Unsere Beobachtungsstunde verflog viel zu schnell. Wirklich schon eine Stunde? Sogar noch mehr... Felix mahnte zum Aufbruch. Langsam stapften wir durch das hohe Gras Richtung Wald am Lichtungsrand entlang. Natürlich entging unseren Gastgebern der kollektive Aufbruch unserer Gruppe nicht. Erstaunt hoben sie die Köpfe und musterten uns erneut der Reihe nach, wie wir uns an ihnen vorbeischlichen. Der Silberrücken machte ein paar Geräusche, der Tracker gluckste wie in einem Dialog zurück. Sollte wohl heißen "Hey, was ist denn nun los?" und die Antwort "Du weißt doch, wir verschwinden jetzt wieder!" (Beate, Du hast zu viel menschliche Fantasie!)
Wenige Momente später standen wir wieder vor unseren Rucksäcken, auf die die anderen Tracker aufgepasst hatten. "How was it?" fragte einer.
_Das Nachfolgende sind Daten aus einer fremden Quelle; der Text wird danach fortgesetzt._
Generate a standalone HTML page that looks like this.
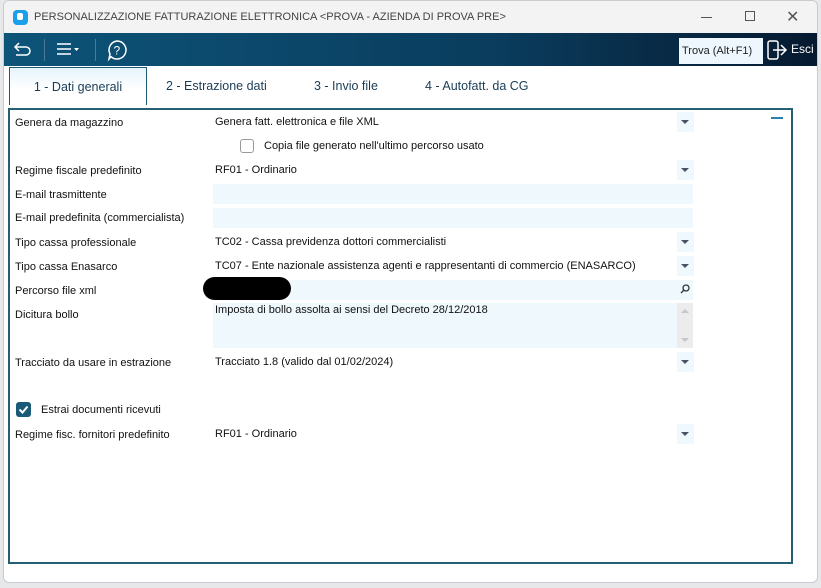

Unbeschreiblich! Gigantisch! Kein Superlativ wäre genug und wir alle hatten beinahe Tränen in den Augen, so schön war es. Eine wunderbare, friedvolle Stunde bei diesen massigen, wundervollen Tieren, die so viel Ähnlichkeit mit uns haben. Ein Erlebnis, das noch Wochen und Monate später in uns nachklingt und das wir jedem empfehlen können!